Figure 3. Register Coverage

Here are a few things to look out for when trying to determine register related coverage goals: • did we use all relevant values and ranges in control and configuration? • did we read all appropriate status responses from the DUT? • did we validate all the reset values from the registers? • did we access all register addresses? • did we attempt all access types for each register? • did we prove all appropriate access policies for the register fields? 1) Register Writes It is extremely misleading to cover the field values for control and configuration registers when a write operation is performed. This can lead to very high coverage scores even in tests with little or no additional DUT functionality (for example we can write ten different values to a configuration register but use only one of them). Instead these field values should be covered when they are actually used by the DUT (e.g. to send a transaction, or execute an algorithm). In such cases the coverage implementation can be provided by the register model but triggered by a passive monitor when an appropriate event occurs in the environment. 2) Register Reads Covering field values for status register reads is also misleading, since some of these results come from reset conditions and not DUT operations.
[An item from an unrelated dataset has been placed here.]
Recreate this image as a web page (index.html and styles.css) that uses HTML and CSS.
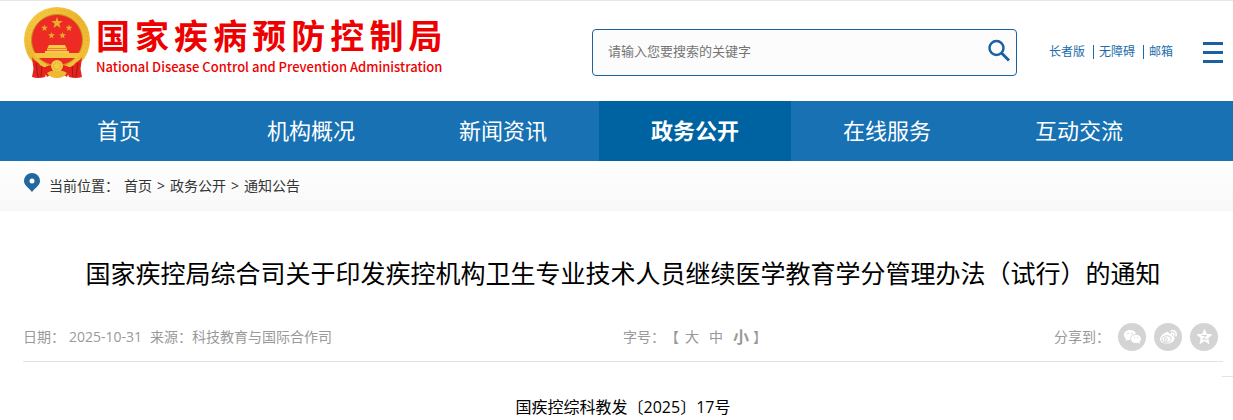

It is more appropriate to record field values for a status register read only when the value has changed from its reset value, or from the previously read value. Meta-data can be used to track the previous state of the field value. 3) Reset Values In order to validate that the reset values of the registers in the DUT match those in the model, we really need to cover read accesses to registers when no other operation has been performed on the register after reset. In real life this can be difficult to attain, especially for volatile fields (that are updated by RTL), and this coverage is often omitted from the model. If we add some meta-data to a register field to track the updates from bus operations or RTL (by extending the active-monitoring capability) we can more accurately cover reads of reset status (and separately check the values).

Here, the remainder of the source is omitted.